Schaltungsspezial: Ergebnisse, Tipps & Tricks

Wir haben in unserer Analyse ausschließlich Kettenschaltungen mit einem Schaltwerk und ohne Umwerfer betrachtet. Wenn wir die Neuerscheinungen der letzten Jahre zusammenfassen, gibt das ziemlich genau den aktuellen Stand auf dem Markt wieder. Alternativen muss man suchen (Beitrag mit der Übersicht der wichtigsten Alternativen), und daher war diese Vereinfachung in Ordnung. Aus der Marktanalyse in Teil 2 und dem vergleichenden Prüfstandstest in Teil 3 ergeben sich drei einfache Wahrheiten für Kettenschaltungen im Jahr 2021:

  1. Es gibt mehr als nur Shimano und SRAM – doch die beiden Firmen sind mit ihren breiten Portfolios vom akzeptabel bepreisten Einsteigermodell bis zum (vor allem wenn elektrisch) sehr teuren Topmodell nach wie vor die erste Wahl; gerade auch wegen der Ersatzteilversorgung (zumindest, wenn lieferbar)
  2. Alle aktuellen Schaltungen arbeiten mit penibler Einstellung und im Neuzustand auf einem hohen Niveau und schalten auf wenige Sekundenbruchteile genau gleich schnell; Unterschiede gibt es jedoch dabei, wie „glatt“ der Schaltvorgang abläuft
  3. Mehr Geld bringt weniger Gewicht und teilweise andere Funktion, z.B. hydraulische oder elektrische Aktuation, oder die Möglichkeit, mehrere Gänge in einem Schwung zu schalten – nicht aber eine messbare Verbesserung des Schaltverhaltens

Für den Stammtisch sind das durchweg bittere Ergebnisse. Ein klarer Sieg von SRAM über Shimano – oder andersrum – hätte gut gepflegte Glaubenssätze bestätigt und Nahrung für weitere leidenschaftliche Debatten gegeben. Wichtiger noch wäre es gewesen, zu beweisen, dass teurere Schaltungen besser sind. Also schneller und genauer und was auch immer. Doch das sind sie nicht. Zumindest nicht, wenn man Schaltpräzision und Schaltgeschwindigkeit als Gütekriterien heranzieht. Stattdessen sind die schnellsten Schaltungen im Test die günstigsten Modelle von SRAM und Shimano. Und es kommt noch schlimmer: Rotor ist auf Gruppenebene leichter und TRP spannt die Kette stärker. Dafür benötigt der TRP-Trigger enorm viel Kraft, während die leichtgängigen SRAM AXS-Schalter mit ihren kurzen Hebelwegen meiner Meinung nach noch nicht der Weisheit letzter Schluss zu sein scheinen. Die gute Nachricht ist jedoch für alle, die sich nicht fest für ein Lager entschieden haben: Es gibt heute Alternativen zu den beiden Marktführern und die sind auch noch ähnlich gut.

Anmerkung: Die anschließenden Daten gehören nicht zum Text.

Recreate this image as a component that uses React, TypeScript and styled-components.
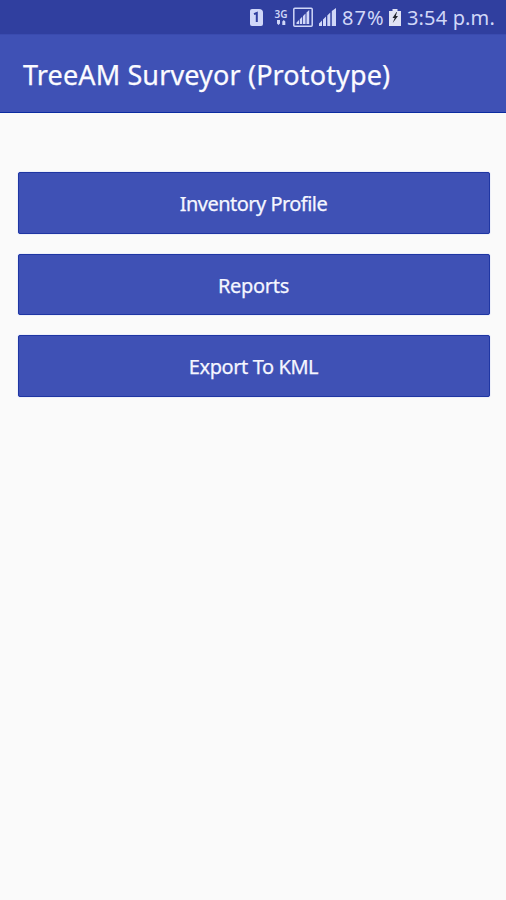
import React from "react";
import styled, { createGlobalStyle } from "styled-components";

const GlobalStyle = createGlobalStyle`
  * { box-sizing: border-box; }
  body { margin: 0; background: #fafafa; font-family: "Noto Sans", sans-serif; }
`;

const Screen = styled.div`
  display: flex;
  flex-direction: column;
  width: 100%;
  height: 900px;
  background: #fafafa;
`;

const StatusBar = styled.header`
  display: flex;
  align-items: center;
  height: 34px;
  padding-left: 248px;
  background: #303f9f;
  color: #d0d7f8;
`;

const StatusIcons = styled.svg`
  flex: none;
  width: 94px;
  height: 34px;
`;

const StatusText = styled.span<{ $width: number; $spacing: number }>`
  flex: none;
  width: ${(p) => p.$width}px;
  padding-top: 2px;
  font-size: 20px;
  line-height: 32px;
  letter-spacing: ${(p) => p.$spacing}px;
  white-space: nowrap;
`;

const BatteryIcon = styled.svg`
  flex: none;
  width: 14px;
  height: 34px;
  margin-right: 5px;
`;

const AppBar = styled.div`
  display: flex;
  align-items: center;
  height: 79px;
  padding: 3px 23px 0;
  background: #3f51b5;
  border-bottom: 1px solid #0b2ba0;
  box-shadow: inset 0 1px #3a4baf;
`;

const Title = styled.h1`
  margin: 0;
  color: #fbfbff;
  font-size: 27px;
  font-weight: 400;
  line-height: 36px;
  letter-spacing: 0.13px;
  white-space: nowrap;
  -webkit-text-stroke: 0.25px currentColor;
`;

const Menu = styled.main`
  display: flex;
  flex-direction: column;
  gap: 20.3px;
  padding: 59.4px 16.5px 0 17.5px;
`;

const MenuButton = styled.button<{ $spacing: number }>`
  height: 61.2px;
  padding: 1.6px 0 0;
  border: 1px solid #1f36a3;
  border-radius: 2px;
  background: #3f51b5;
  box-shadow: 0 0 1px #8798ee;
  color: #f5f6ff;
  font: 400 20px "Noto Sans", sans-serif;
  letter-spacing: ${(p) => p.$spacing}px;
  -webkit-text-stroke: 0.25px currentColor;
`;

const actions = [
  { label: "Inventory Profile", spacing: -0.53 },
  { label: "Reports", spacing: -0.3 },
  { label: "Export To KML", spacing: -0.42 },
];

export default function App() {
  return (
    <Screen>
      <GlobalStyle />
      <StatusBar>
        <StatusIcons viewBox="0 0 94 34" fill="currentColor" aria-hidden="true">
          <path d="M4 9h7q4 0 4 3.5V24q0 2-2 2H4q-2 0-2-2V11q0-2 2-2Z" />
          <path d="M6 14.2 8.8 13V22" fill="none" stroke="#303f9f" strokeWidth="2" />
          <text x="26.5" y="17.8" fontSize="11" fontWeight="600" textLength="13" lengthAdjust="spacingAndGlyphs">3G</text>
          <path d="M29 20h3v3.5L30.5 25 29 23.5ZM34.3 25v-3.5L35.8 20l1.5 1.5V25Z" />
          <rect x="45.8" y="8.2" width="18.4" height="18" rx="1" fill="none" stroke="currentColor" strokeWidth="1.5" />
          <path d="M48.5 22.5 51 20v4h-2.5ZM51.8 19.2l2.4-2.4V24h-2.4ZM55 16l2.5-2.5V24H55ZM58.5 12.5 61.2 10v14h-2.7Z" />
          <path d="M71 23.5 74 20.5V26h-3ZM75 19.5l3-3V26h-3ZM79.3 15.5l3-3V26h-3ZM83.8 11 88 8v18h-4.2Z" />
        </StatusIcons>
        <StatusText $width={46} $spacing={1}>87%</StatusText>
        <BatteryIcon viewBox="0 0 14 34" aria-hidden="true">
          <path d="M4.5 9h5v2H13v15H1V11h3.5Z" fill="#e0e3f4" />
          <path d="M8.5 12 4.5 18h2.2l-2 5 5.3-7H7.8L9 12Z" fill="#20242d" />
        </BatteryIcon>
        <StatusText $width={94} $spacing={0.15}>3:54 p.m.</StatusText>
      </StatusBar>
      <AppBar>
        <Title>TreeAM Surveyor (Prototype)</Title>
      </AppBar>
      <Menu>
        {actions.map((a) => (
          <MenuButton key={a.label} type="button" $spacing={a.spacing}>
            {a.label}
          </MenuButton>
        ))}
      </Menu>
    </Screen>
  );
}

Zur Kernfrage wird damit, wie wichtig einem eine spezifische Eigenschaft, z.B. niedriges Gewicht, ist. Außerdem gibt es naturgemäß erhebliche Unterschiede, was die Ersatzteilverfügbarkeit angeht. Hier ist gegen Shimano und SRAM kein Kraut gewachsen – zumindest, wenn sie liefern können, hat fast jeder Fahrradhändler passende Teile parat. Hinzu kommt, dass beide Firmen ein vollständiges Produktportfolio von der Einsteigergruppe bis hin zum teuren und sehr teuren Topmodell anbieten. Doch gibt es eine Empfehlung für den ein oder anderen Hersteller? Getragen von den klar besseren Preisen und der vergleichbaren Funktion hat Shimano in unserem Vergleichstest die Nase vorn. Doch ist es so einfach?

# Gewohnter Anblick: Mit der Einführung der 1x10 Antriebe und später 1x11 hat SRAM nicht nur den Umwerfer abgesägt, sondern auch Kettenführungen weitestgehend obsolet gemacht - im nächsten Schritt ist mit der Einführung der AXS Funktechnologie der Schaltzug eliminiert worden
# Die Kettenschaltung kommt heute in aller Regel ohne Umwerfer an der Kurbel aber dafür mit vielen Gängen an einer großen Kassette am Hinterrad daher - je nachdem, auf welchem Ritzel die Kette liegt, ergeben sich verschiedene Übersetzungen

SRAM oder Shimano?

Ich werde im privaten Umfeld häufig angesprochen, ob ich Shimano oder SRAM empfehle. Oder vielmehr andersrum: SRAM oder Shimano. Seit der Einführung der 1x-Antriebe haben die Amerikaner, was Schaltungen angeht, klar den Markt an- und Shimano als alte Nummer 1 vorgeführt. Ob das erste 11- oder 12-fach-Angebot: SRAM hatte jeweils die Nase vorn. Und das nicht zu knapp. Im Ergebnis wurden Marktanteile erobert und das Image geprägt, Innovationsführer zu sein. Zumindest für Schaltungen. Was habe ich also geantwortet? An meinen Bikes waren häufig SRAM 11- oder 12-fach-Antriebe verbaut, sodass an sich die Antwort klar zu sein schien. Doch Shimano hat mittlerweile mächtig aufgeholt und befindet sich auf einem erstklassigen Level – dazu kommt an meinen Testrädern die einfachere Einstellung und für mich etwas bessere Zuverlässigkeit. Aus diesem Grund habe ich immer geantwortet: SRAM ist innovativer und die 12-fach-Antriebe sind genau das, was wir brauchen. Doch sobald es die von Shimano gibt, würde ich diese in Japan kaufen.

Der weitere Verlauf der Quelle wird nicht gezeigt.